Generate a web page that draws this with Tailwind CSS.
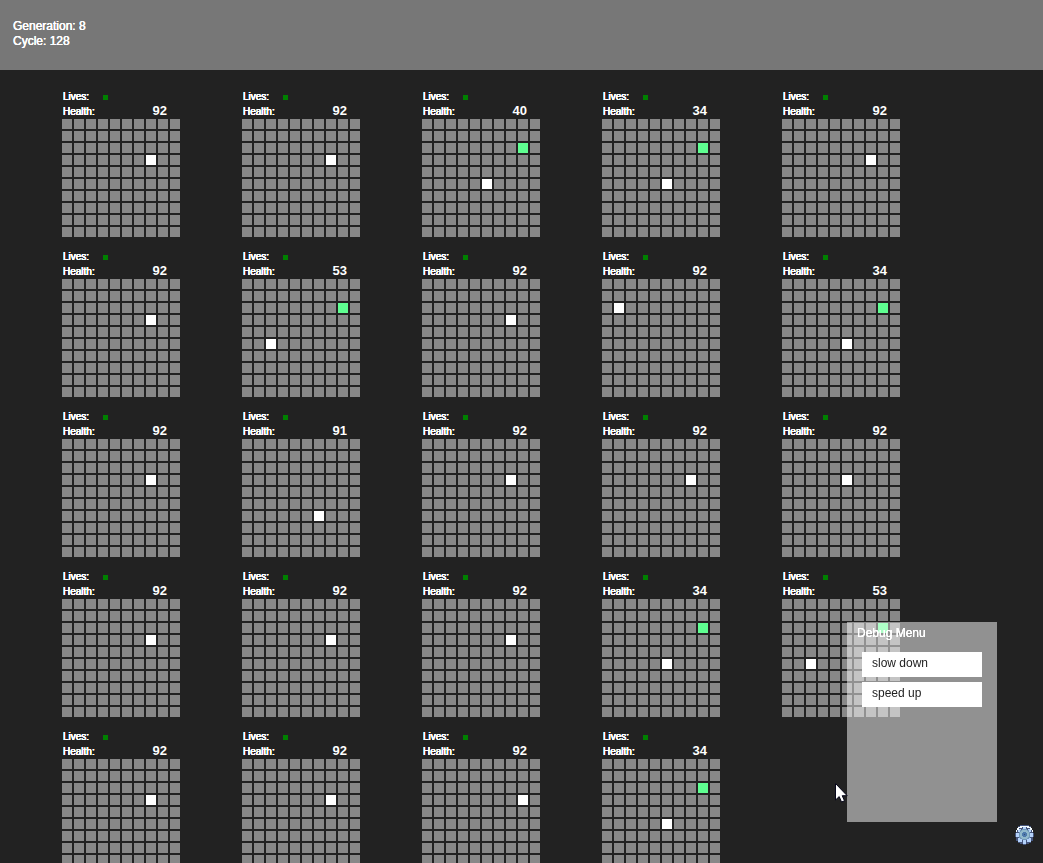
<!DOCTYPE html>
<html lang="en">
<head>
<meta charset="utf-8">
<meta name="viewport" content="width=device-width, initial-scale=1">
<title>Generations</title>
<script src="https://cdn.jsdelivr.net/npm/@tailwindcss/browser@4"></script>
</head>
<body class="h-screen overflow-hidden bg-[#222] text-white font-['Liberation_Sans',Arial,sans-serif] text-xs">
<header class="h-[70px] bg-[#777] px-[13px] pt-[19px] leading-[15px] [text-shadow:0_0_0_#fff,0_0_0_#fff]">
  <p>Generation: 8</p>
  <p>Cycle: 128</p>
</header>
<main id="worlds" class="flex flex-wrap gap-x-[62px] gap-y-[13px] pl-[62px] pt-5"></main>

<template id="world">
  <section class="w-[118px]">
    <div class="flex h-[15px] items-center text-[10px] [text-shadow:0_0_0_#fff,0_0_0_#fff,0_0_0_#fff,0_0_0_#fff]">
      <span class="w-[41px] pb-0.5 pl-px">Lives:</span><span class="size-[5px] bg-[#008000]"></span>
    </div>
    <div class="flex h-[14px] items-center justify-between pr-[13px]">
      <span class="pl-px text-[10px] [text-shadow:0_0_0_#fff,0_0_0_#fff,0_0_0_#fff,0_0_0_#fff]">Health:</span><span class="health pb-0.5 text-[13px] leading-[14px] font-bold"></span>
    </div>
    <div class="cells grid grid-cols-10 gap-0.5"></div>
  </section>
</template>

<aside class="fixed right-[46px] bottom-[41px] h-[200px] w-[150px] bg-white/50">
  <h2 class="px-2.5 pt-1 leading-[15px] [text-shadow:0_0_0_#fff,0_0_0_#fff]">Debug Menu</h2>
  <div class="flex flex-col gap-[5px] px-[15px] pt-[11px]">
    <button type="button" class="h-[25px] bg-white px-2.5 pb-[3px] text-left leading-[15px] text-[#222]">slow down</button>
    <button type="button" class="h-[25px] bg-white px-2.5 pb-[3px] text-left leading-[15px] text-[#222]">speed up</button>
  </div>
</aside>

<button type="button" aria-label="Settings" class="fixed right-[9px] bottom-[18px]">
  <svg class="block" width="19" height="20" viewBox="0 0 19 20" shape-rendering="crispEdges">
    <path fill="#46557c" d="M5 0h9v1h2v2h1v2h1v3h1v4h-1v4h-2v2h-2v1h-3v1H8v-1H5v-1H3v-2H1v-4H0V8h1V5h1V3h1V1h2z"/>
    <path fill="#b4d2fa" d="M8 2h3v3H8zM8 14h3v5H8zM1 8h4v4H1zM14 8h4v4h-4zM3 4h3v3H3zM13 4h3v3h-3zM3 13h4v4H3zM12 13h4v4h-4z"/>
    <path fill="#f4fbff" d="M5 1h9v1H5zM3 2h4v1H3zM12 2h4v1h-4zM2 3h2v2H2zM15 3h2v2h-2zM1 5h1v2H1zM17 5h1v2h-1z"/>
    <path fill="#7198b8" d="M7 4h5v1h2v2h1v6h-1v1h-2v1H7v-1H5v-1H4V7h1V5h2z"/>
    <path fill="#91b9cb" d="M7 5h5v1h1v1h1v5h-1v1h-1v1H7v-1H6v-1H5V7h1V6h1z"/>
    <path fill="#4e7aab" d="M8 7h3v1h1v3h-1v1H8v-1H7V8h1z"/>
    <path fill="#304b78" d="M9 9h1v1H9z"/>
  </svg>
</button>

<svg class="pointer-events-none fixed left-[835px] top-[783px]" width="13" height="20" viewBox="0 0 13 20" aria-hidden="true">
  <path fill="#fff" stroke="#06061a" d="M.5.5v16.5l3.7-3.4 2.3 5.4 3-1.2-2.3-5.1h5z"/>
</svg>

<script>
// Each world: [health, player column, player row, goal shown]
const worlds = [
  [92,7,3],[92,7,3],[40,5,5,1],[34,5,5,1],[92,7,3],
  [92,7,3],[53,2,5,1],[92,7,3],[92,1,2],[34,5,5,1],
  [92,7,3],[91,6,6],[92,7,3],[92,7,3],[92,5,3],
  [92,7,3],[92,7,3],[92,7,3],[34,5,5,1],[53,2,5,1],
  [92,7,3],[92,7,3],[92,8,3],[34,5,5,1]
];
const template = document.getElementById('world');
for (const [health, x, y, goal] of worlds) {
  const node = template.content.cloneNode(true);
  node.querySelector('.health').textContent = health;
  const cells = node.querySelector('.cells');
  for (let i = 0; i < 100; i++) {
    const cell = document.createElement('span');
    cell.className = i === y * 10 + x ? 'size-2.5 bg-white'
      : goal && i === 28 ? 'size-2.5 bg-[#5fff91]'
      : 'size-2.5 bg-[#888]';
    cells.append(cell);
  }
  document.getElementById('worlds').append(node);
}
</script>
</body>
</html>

- **What the task asks**: Only the lines from the top of the data through the line with "flex-wrap gap-x-[62px] gap-y-[13px]" should be quoted, exactly and with both ends kept; skip the pictures.

- **Response to this task**:
Generate a web page that draws this with Tailwind CSS.
<!DOCTYPE html>
<html lang="en">
<head>
<meta charset="utf-8">
<meta name="viewport" content="width=device-width, initial-scale=1">
<title>Generations</title>
<script src="https://cdn.jsdelivr.net/npm/@tailwindcss/browser@4"></script>
</head>
<body class="h-screen overflow-hidden bg-[#222] text-white font-['Liberation_Sans',Arial,sans-serif] text-xs">
<header class="h-[70px] bg-[#777] px-[13px] pt-[19px] leading-[15px] [text-shadow:0_0_0_#fff,0_0_0_#fff]">
  <p>Generation: 8</p>
  <p>Cycle: 128</p>
</header>
<main id="worlds" class="flex flex-wrap gap-x-[62px] gap-y-[13px] pl-[62px] pt-5"></main>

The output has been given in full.